= Anna Cookson =

British journalist and radio presenter

Anna Cookson is a British radio presenter, working at BBC Radio Kent.

== Background ==
Cookson was raised in Eltham, London.

== Career ==
Very early in her career, Cookson taught children in Tanzania for a short period. She attended university in Nottingham, staying in the city because she worked at the BBC there. As of 2007, Cookson was a presenter at Passion Radio in Oxford. While at Passion Radio, she was heard on the station's breakfast show.

From 2008 until 2010, Cookson was a broadcast journalist at radio stations owned by the Global media group, and in the early 2010s she spent brief periods as a presenter at local radio stations in the Home counties.

Cookson was a presenter at QVC television in the UK from 2010 until 2013. As of 2010, she stood in on the early breakfast show on BBC Radio Oxford. She presented on Premier Radio in the 2010s. She also sat in for other presenters on BBC Radio London during the 2010s. Cookson presented programmes on BBC Radio London during holiday periods, starting in 2015 and ending in 2017. As of 2016, she was heard on LBC. As of 2017, she was a reporter at BBC Radio 5 Live.
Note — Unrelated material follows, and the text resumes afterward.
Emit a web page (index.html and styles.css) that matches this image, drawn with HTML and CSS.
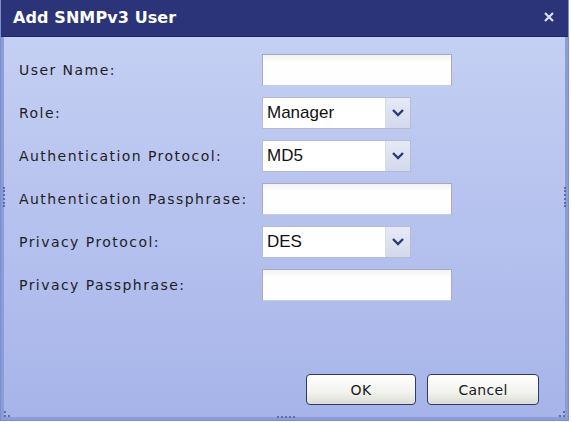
FILE: index.html
```html
<!DOCTYPE html>
<html lang="en">
<head>
	<meta charset="UTF-8">
	<title>Add SNMPv3 User</title>
	<link rel="stylesheet" href="styles.css">
</head>
<body>
	<div class="dialog">
		<div class="titlebar">
			<span class="title">Add SNMPv3 User</span>
			<span class="close"><svg width="10" height="10" viewBox="0 0 10 10"><path d="M1 1 L9 9 M9 1 L1 9" stroke="#dde1f2" stroke-width="2.2"/></svg></span>
		</div>
		<div class="body">
			<span class="grip grip-left"></span>
			<span class="grip grip-right"></span>
			<span class="grip grip-bottom"></span>
			<span class="grip grip-corner-l"></span>
			<span class="grip grip-corner-r"></span>
			<div class="form">
				<label class="lbl">User Name:</label>
				<div class="field"><input class="text" type="text"></div>

				<label class="lbl">Role:</label>
				<div class="field">
					<div class="combo"><span class="value">Manager</span><span class="arrow"><svg width="12" height="8" viewBox="0 0 12 8"><path d="M1 1 L6 6 L11 1" fill="none" stroke="#2b3a7a" stroke-width="2.4"/></svg></span></div>
				</div>

				<label class="lbl">Authentication Protocol:</label>
				<div class="field">
					<div class="combo"><span class="value">MD5</span><span class="arrow"><svg width="12" height="8" viewBox="0 0 12 8"><path d="M1 1 L6 6 L11 1" fill="none" stroke="#2b3a7a" stroke-width="2.4"/></svg></span></div>
				</div>

				<label class="lbl">Authentication Passphrase:</label>
				<div class="field"><input class="text" type="text"></div>

				<label class="lbl">Privacy Protocol:</label>
				<div class="field">
					<div class="combo"><span class="value">DES</span><span class="arrow"><svg width="12" height="8" viewBox="0 0 12 8"><path d="M1 1 L6 6 L11 1" fill="none" stroke="#2b3a7a" stroke-width="2.4"/></svg></span></div>
				</div>

				<label class="lbl">Privacy Passphrase:</label>
				<div class="field"><input class="text" type="text"></div>
			</div>
			<div class="buttons">
				<button class="btn">OK</button>
				<button class="btn">Cancel</button>
			</div>
		</div>
	</div>
</body>
</html>
```

FILE: styles.css
```css
* {
	margin: 0;
	padding: 0;
	box-sizing: border-box;
}
body {
	width: 572px;
	height: 422px;
	background: #ffffff;
	font-family: "DejaVu Sans", Verdana, sans-serif;
	overflow: hidden;
}
.dialog {
	width: 569px;
	height: 421px;
	border: 1px solid #7d8fc6;
	border-top: none;
	display: flex;
	flex-direction: column;
	background: #a9b6ea;
}
.titlebar {
	height: 37px;
	background: #2b3479;
	display: flex;
	align-items: center;
	justify-content: space-between;
	padding: 0 12px 2px 12px;
	border-bottom: 1px solid #1f275e;
}
.title {
	color: #ffffff;
	font-family: "DejaVu Sans", Verdana, sans-serif;
	font-weight: bold;
	font-size: 16px;
	letter-spacing: 0.1px;
}
.close {
	display: flex;
	padding-right: 2px;
}
.body {
	flex: 1;
	position: relative;
	border-left: 3px solid #8a9dd8;
	border-right: 3px solid #8a9dd8;
	border-bottom: 3px solid #8a9dd8;
	background: linear-gradient(#c4cff3, #a7b4e9);
	display: flex;
	flex-direction: column;
	justify-content: space-between;
	padding: 11px 0 12px 15px;
}
.form {
	display: grid;
	grid-template-columns: 243px 200px;
	grid-auto-rows: 43px;
	align-items: center;
}
.lbl {
	font-size: 14px;
	color: #1e1e1e;
	letter-spacing: 1.45px;
}
.text {
	width: 190px;
	height: 32px;
	border: 1px solid #a5acc0;
	border-bottom-color: #c8cdda;
	background: linear-gradient(#f2f2f2, #ffffff 25%, #fdfcff);
	outline: none;
}
.combo {
	width: 149px;
	height: 32px;
	display: flex;
	border: 1px solid #b5bcd0;
	background: #ffffff;
}
.combo .value {
	flex: 1;
	font-family: "Liberation Sans", Arial, sans-serif;
	font-size: 17px;
	color: #111111;
	padding: 5px 0 0 4px;
}
.combo .arrow {
	width: 25px;
	border-left: 1px solid #d7dbe8;
	background: linear-gradient(#e6eaf6, #d3d9ec);
	display: flex;
	align-items: center;
	justify-content: center;
}
.buttons {
	display: flex;
	justify-content: flex-end;
	gap: 11px;
	padding-right: 26px;
}
.btn {
	width: 110px;
	height: 31px;
	border: 1px solid #2e3a6e;
	border-radius: 4px;
	background: linear-gradient(#ffffff, #f2f2ee 60%, #dcdcd4);
	font-family: "DejaVu Sans", Verdana, sans-serif;
	font-size: 14px;
	letter-spacing: 0.3px;
	color: #1a1a1a;
}
.btn + .btn {
	width: 112px;
}
.grip {
	position: absolute;
	border-style: dotted;
	border-color: #5c6ea8;
	border-width: 0;
}
.grip-left {
	left: -1px;
	top: 150px;
	height: 20px;
	border-left-width: 2px;
}
.grip-right {
	right: -1px;
	top: 150px;
	height: 20px;
	border-right-width: 2px;
}
.grip-bottom {
	left: 273px;
	bottom: -1px;
	width: 18px;
	border-bottom-width: 2px;
}
.grip-corner-l {
	left: 0;
	bottom: 0;
	width: 6px;
	height: 6px;
	border-left-width: 2px;
	border-bottom-width: 2px;
}
.grip-corner-r {
	right: 0;
	bottom: 0;
	width: 6px;
	height: 6px;
	border-right-width: 2px;
	border-bottom-width: 2px;
}
```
In mid-2017, Cookson joined BBC Radio Kent to present the weekday breakfast show with John Warnett.

In late 2018, she was joined by Ian Collins as co-presenter, who took over from John Warnett. In 2020, as a result of changes to BBC Local Radio made in response to the coronavirus pandemic, the length of the show was extended, and the show was broadcast between 6am and 10am; Cookson also became the sole presenter of the show.

Cookson is the co-author, alongside her father Paul Cookson, of a play aimed at children that explores the parable of the Good Samaritan in a modern way. She is also the author of two novels. In November 2019, she began being a national ambassador for the Neighbourhood Prayer Network.

== Personal life ==
Cookson likes travelling and running. She is married.